One thing I noticed about Eric, was how wide his shoulders had gotten -- as if he's been eating too many GM foods. And before you accuse me of blasphemy: I think Adam agrees with me. In one of the bits of banter between the songs, he mentioned that having been on the road together for so long, they can now recognise who's taking a shower by the sound the water makes as it cascades over them. "Eric has bigger shoulders. I'm kinda hairy and it soaks up the water. Jordan showers with his clothes on."
Of course, I tried to take some pictures, but those pesky boys just won't stand still. However, rosamundeb, who is a far better photographer than I can ever hope to become, has put up some amazingly clear photos on her LJ here, which I hope she will forgive me for directing you to.
Anyways, Try Too Hard has been revived, and another new (to me, at least) song I heard was called Waiting For You. For the off-mic encore, they went with old favourite God Will, for which the next artist on the bill came out to sing with them.
I had only ever heard one David Berkeley song before, A Moon Song, from his debut album The Confluence. I like it a lot, yet it had never inspired me to want to find out more about this singer-songwriter.
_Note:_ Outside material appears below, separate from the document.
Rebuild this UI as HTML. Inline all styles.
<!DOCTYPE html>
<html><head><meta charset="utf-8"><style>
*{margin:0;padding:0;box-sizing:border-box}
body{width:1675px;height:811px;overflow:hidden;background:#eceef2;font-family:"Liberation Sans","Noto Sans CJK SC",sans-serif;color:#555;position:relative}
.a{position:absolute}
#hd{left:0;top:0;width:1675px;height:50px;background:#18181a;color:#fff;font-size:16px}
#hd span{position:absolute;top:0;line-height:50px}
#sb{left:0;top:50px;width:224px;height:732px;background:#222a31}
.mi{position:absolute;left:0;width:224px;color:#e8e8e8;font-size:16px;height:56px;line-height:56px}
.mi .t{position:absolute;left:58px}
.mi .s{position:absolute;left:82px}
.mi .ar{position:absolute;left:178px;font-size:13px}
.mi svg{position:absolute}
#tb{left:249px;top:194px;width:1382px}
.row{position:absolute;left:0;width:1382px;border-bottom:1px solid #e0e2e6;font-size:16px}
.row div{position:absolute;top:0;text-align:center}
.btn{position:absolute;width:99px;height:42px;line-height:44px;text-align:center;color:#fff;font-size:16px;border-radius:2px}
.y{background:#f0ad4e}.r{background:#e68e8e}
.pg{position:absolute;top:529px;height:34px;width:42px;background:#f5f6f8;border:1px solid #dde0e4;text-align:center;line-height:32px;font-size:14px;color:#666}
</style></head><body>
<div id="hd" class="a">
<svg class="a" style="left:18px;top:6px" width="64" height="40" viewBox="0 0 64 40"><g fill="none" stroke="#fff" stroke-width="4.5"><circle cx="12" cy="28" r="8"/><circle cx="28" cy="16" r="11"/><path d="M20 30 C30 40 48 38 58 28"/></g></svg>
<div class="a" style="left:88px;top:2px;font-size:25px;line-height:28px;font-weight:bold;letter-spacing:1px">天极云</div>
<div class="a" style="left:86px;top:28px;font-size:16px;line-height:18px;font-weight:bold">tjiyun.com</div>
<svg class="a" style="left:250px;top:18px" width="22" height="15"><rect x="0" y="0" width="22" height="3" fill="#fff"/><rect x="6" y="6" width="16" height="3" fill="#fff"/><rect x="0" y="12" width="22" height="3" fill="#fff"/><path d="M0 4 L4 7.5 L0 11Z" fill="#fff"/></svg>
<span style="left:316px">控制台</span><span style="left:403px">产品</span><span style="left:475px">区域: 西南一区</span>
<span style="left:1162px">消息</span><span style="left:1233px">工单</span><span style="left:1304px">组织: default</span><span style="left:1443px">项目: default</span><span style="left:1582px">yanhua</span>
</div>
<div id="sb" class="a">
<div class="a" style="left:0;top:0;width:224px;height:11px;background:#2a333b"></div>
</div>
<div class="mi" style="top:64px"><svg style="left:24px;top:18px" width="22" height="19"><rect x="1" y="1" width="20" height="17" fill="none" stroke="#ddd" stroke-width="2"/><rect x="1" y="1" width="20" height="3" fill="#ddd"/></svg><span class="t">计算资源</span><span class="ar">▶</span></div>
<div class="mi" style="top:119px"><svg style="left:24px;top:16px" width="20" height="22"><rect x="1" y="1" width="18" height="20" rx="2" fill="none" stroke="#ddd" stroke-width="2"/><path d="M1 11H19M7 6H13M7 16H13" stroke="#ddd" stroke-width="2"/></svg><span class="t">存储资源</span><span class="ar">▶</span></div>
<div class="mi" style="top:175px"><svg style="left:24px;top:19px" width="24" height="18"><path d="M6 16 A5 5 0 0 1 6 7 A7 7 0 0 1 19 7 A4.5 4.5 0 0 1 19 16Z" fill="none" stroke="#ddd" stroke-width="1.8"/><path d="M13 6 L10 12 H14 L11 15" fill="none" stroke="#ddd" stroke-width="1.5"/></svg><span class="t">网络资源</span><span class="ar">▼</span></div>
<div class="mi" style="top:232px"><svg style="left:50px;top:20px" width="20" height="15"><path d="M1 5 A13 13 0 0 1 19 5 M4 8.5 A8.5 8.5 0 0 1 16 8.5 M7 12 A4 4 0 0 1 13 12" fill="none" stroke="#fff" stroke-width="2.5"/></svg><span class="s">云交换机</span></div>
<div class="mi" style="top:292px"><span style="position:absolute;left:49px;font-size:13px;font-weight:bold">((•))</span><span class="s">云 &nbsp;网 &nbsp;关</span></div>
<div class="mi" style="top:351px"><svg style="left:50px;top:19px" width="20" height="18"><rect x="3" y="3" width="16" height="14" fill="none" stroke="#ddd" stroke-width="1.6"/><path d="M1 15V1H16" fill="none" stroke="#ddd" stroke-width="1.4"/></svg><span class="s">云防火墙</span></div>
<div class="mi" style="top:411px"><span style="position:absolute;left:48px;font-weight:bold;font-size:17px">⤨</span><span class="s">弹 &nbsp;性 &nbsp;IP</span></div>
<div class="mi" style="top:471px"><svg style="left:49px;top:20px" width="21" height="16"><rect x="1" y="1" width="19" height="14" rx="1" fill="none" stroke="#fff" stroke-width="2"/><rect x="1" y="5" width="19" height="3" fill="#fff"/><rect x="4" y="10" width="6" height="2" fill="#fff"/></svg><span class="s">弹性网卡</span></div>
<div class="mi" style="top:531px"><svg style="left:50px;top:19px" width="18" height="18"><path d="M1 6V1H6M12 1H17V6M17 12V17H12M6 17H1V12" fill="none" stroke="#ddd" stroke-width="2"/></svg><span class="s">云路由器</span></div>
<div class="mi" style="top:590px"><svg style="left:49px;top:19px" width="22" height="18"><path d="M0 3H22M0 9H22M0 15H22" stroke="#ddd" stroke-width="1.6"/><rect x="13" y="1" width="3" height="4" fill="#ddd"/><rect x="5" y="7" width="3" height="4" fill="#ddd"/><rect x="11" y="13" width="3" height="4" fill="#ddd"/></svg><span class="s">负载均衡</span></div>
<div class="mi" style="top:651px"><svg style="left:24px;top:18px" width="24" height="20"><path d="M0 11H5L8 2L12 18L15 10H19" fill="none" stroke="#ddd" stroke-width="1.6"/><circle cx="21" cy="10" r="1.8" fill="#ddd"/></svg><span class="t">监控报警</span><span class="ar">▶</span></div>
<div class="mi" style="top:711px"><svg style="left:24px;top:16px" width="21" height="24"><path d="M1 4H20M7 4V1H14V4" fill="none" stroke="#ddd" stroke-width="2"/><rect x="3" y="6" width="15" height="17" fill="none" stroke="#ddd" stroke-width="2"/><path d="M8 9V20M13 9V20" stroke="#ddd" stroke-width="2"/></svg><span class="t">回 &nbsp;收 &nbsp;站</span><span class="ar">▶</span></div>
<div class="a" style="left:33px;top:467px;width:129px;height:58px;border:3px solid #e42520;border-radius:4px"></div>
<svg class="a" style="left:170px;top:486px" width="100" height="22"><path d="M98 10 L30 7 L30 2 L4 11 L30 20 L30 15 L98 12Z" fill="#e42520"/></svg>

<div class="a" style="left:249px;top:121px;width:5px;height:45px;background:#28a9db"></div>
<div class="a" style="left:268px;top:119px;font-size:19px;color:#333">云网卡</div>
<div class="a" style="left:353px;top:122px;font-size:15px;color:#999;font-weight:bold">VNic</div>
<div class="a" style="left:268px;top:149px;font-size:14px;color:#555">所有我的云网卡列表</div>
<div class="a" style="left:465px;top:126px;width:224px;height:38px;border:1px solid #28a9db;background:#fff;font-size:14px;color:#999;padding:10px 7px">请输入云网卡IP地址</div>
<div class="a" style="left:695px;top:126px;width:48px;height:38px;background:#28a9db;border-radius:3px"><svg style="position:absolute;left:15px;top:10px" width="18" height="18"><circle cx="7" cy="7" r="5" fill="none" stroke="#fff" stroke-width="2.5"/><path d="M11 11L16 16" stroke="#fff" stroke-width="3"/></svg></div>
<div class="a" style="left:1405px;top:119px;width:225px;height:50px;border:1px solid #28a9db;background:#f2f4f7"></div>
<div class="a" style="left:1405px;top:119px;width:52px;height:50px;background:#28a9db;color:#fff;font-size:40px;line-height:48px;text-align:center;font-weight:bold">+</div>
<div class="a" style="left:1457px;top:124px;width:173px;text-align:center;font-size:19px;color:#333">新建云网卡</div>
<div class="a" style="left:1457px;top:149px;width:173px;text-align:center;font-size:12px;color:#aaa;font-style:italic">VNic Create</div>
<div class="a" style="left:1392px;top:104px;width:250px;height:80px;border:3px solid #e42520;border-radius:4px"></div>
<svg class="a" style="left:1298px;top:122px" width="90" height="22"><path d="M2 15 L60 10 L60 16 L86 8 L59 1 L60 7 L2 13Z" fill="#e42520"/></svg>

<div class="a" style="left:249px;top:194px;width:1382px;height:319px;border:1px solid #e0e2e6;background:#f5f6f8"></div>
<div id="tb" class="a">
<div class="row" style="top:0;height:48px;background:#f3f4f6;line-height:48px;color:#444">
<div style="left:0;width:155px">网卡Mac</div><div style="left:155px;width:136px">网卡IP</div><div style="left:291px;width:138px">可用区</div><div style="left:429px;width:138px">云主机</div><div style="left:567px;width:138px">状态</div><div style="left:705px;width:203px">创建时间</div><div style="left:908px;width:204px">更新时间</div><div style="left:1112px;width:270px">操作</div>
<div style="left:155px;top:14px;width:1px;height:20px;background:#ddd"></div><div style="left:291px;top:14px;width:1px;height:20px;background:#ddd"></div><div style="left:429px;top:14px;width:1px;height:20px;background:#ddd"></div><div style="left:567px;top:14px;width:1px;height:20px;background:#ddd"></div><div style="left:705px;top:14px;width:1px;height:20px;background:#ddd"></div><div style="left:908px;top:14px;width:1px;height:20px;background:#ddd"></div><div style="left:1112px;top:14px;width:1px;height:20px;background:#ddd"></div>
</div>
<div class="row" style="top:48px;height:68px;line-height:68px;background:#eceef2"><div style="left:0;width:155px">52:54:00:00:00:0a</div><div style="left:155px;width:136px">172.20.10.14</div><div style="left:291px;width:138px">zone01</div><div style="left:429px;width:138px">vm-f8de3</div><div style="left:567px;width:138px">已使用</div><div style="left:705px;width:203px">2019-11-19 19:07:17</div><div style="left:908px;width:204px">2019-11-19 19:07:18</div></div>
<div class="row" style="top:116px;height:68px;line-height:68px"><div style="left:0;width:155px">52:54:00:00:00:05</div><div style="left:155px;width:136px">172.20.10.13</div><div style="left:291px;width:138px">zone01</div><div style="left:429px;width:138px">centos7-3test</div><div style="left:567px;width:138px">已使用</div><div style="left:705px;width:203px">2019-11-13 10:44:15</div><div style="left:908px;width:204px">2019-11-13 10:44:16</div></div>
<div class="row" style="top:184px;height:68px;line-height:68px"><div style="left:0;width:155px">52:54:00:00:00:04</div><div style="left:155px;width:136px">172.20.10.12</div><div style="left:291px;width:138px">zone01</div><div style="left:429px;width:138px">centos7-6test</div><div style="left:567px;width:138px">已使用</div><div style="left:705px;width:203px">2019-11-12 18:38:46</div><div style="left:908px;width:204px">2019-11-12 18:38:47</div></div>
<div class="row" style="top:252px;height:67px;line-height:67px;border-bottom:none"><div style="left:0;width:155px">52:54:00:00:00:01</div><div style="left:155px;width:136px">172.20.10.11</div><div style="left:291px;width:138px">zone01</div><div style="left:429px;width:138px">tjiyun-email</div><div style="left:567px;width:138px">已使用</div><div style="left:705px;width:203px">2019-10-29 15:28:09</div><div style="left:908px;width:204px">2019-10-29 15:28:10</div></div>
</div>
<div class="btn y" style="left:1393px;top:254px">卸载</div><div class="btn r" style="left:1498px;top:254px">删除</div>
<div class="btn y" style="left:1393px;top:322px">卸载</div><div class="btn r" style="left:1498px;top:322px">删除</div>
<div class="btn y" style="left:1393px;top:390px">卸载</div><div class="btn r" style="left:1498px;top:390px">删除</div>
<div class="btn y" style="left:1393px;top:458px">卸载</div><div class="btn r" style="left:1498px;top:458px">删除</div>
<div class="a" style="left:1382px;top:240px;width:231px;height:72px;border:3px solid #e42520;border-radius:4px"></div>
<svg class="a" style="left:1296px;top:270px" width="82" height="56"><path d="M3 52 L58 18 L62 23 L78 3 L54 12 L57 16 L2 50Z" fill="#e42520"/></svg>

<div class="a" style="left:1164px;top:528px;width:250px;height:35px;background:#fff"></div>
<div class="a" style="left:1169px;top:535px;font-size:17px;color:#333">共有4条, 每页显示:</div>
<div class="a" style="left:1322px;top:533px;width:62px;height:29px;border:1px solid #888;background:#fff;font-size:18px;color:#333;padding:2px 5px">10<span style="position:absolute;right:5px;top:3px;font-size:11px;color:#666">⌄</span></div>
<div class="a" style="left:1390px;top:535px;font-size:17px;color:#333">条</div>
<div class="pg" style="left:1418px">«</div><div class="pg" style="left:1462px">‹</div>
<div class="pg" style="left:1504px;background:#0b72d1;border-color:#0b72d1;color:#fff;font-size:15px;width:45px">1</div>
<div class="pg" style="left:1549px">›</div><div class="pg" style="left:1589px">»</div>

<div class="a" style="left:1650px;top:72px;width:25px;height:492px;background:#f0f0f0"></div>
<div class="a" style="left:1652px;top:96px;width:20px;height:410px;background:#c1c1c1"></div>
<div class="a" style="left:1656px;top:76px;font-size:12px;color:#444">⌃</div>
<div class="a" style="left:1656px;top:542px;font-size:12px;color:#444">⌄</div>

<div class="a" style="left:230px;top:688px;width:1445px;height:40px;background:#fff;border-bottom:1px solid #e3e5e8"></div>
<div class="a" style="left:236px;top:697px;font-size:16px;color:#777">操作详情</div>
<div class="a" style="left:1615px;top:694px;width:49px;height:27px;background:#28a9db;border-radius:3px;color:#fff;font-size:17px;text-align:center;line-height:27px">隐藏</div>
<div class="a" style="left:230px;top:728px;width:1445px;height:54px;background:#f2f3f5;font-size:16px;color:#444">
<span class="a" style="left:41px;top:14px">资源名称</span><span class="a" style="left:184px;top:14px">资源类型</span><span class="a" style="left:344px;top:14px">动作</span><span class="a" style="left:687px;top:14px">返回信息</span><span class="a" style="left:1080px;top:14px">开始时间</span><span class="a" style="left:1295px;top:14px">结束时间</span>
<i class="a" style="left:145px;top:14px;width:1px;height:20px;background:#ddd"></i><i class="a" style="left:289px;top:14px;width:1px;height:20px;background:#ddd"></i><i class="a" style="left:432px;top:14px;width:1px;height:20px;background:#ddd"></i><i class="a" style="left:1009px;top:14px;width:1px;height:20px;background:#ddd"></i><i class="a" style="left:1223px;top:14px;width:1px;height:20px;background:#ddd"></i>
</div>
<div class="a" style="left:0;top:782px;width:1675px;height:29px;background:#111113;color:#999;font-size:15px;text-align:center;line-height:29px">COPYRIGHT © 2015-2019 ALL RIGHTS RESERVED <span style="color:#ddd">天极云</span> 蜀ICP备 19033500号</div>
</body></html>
And after CoRo, I didn't think I could be impressed by anyone else. I was wrong. David seems to be the kind of instinctive poet almost, who paints a picture in words and creates an atmosphere in sound...if you know what I mean. And if not, I won't try to explain it further. But do listen to him, if you get the chance. He's worth hearing.
Jordan was on double duty, by the way, playing the banjo for David, who was also assisted by talented bass player Tyler Gibbons. There aren't many can lay down a good bass line to a folk song, but he can do so without seemingly having to try.
We returned to the B&B on a high, and didn't get much sleep, partly because we stayed up too late, and partly because there was some sort of altercation taking place in the street some time in the wee small hours. But who needs sleep when there is another gig to get to? Cambridge, here we come!